The International Monetary Fund (IMF) has acknowledged Ghana’s Ministry of Finance (MoF) for initiating measures to address legacy issues in the financial sector.
According to the IMF Country Report No. 24/334, these actions align with the Ghana Financial Sector Strengthening Strategy, which aims to bolster Savings and Loans Institutions (SDIs) to promote inclusive growth.
“The MoF has started addressing the financial sector legacy issues, consistent with the Ghana Financial Sector Strengthening Strategy, which, among other things, calls for the strengthening of the SDI sector to support inclusive growth,” the report noted in part.
The document highlights ongoing weaknesses within SDIs and Non-Bank Financial Institutions (NBFIs), emphasising the importance of resolving these problems. A World Bank-backed financial sector support initiative, targeting undercapitalised banks and SDIs, is currently awaiting parliamentary approval.
The government’s solvency support plan aims to minimise costs, manage risks, and ensure an orderly and early exit by the government. The IMF report further reveals that “the government is committed to implementing in 2025 a comprehensive and cost-effective strategy to address legacy issues in SDIs and to renew focus similarly on other legacy NBFIs, with government financial support as needed to mitigate risks to financial stability.”
The report adds that any government payouts will involve a burden-sharing model to reduce fiscal strain.
The necessity for continuity in these efforts is underscored despite the exit of the Nana Akufo-Addo administration, which entered into the $3 billion ECF agreement with the IMF on May 13, 2023, marking the 17th time Ghana has sought assistance from the Fund.
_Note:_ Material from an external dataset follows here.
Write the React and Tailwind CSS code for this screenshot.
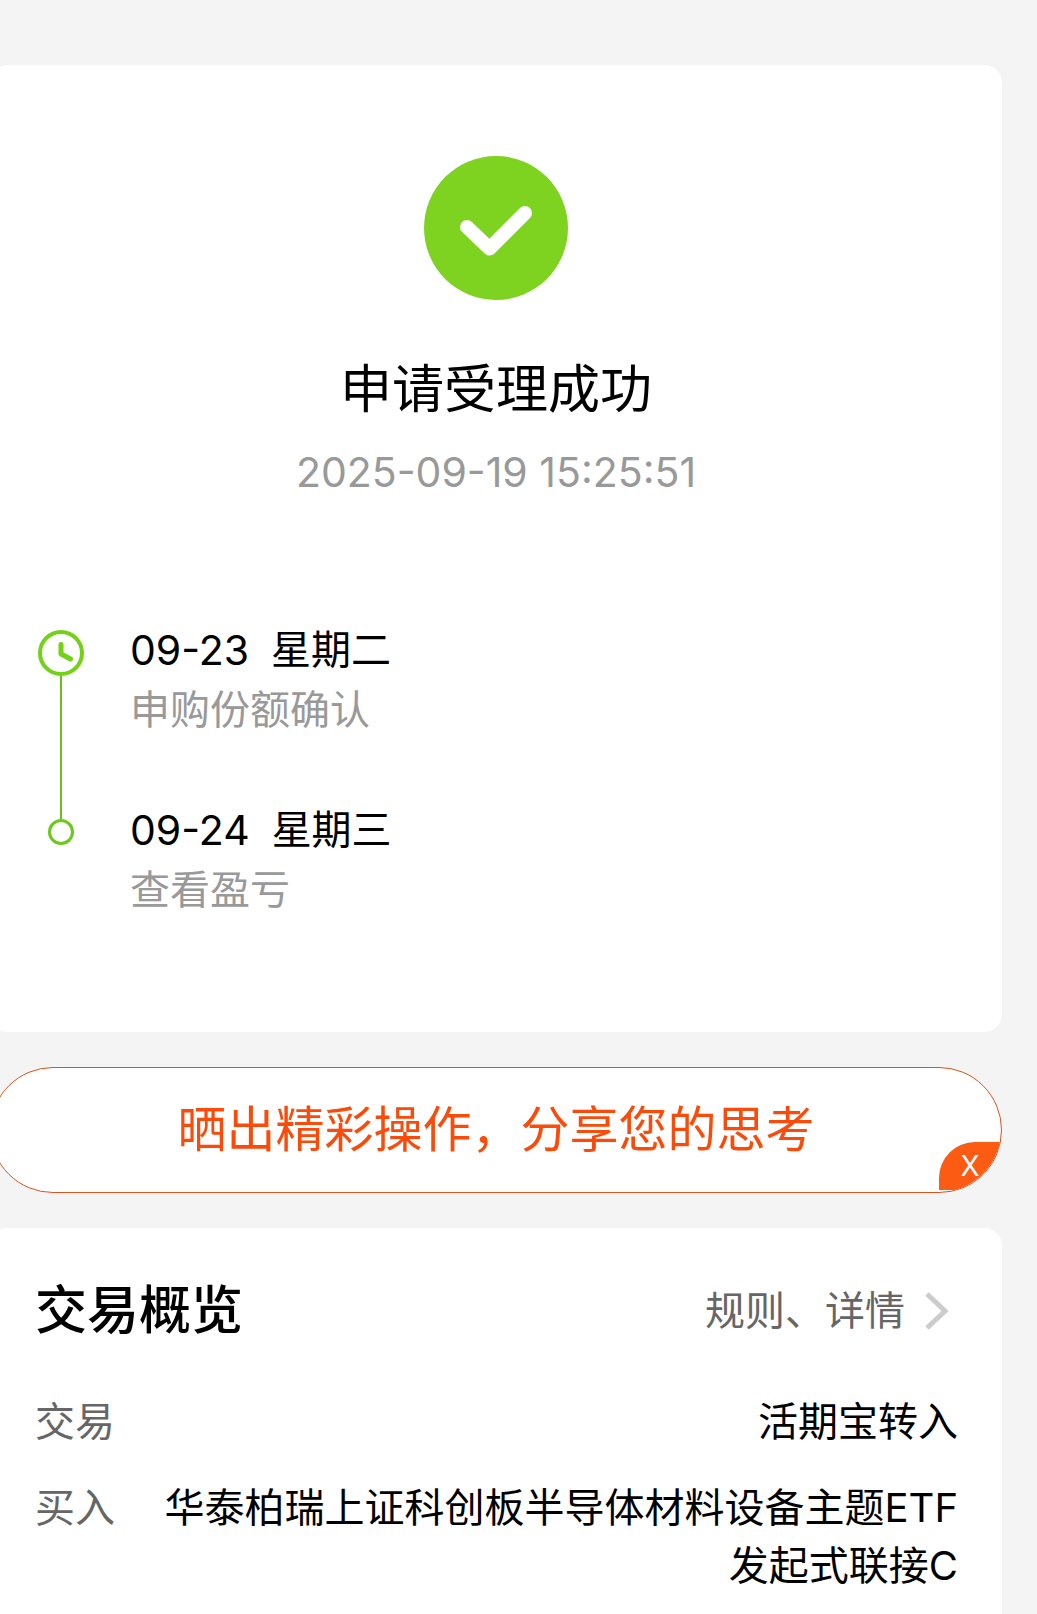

Accordingly, analysts expect the new government to proceed with the commitments under the IMF program due to the importance of SDIs and NBFIs to financial stability and restoring trust and confidence in the financial sector.
Some BoG-regulated institutions that survived the 2017-2019 financial sector cleanup are currently distressed, affecting their ability to meet the obligations of thousands of customers, comprising individuals and institutions.
Critics, including President-Elect John Mahama, have voiced concerns over the central bank’s handling of the financial sector cleanup. Mahama has argued that the approach involved excessive bailout funds and led to significant job losses.
As Ghana moves forward, stakeholders will closely monitor how the new administration aligns with the ongoing financial sector reforms to secure stability and restore public confidence.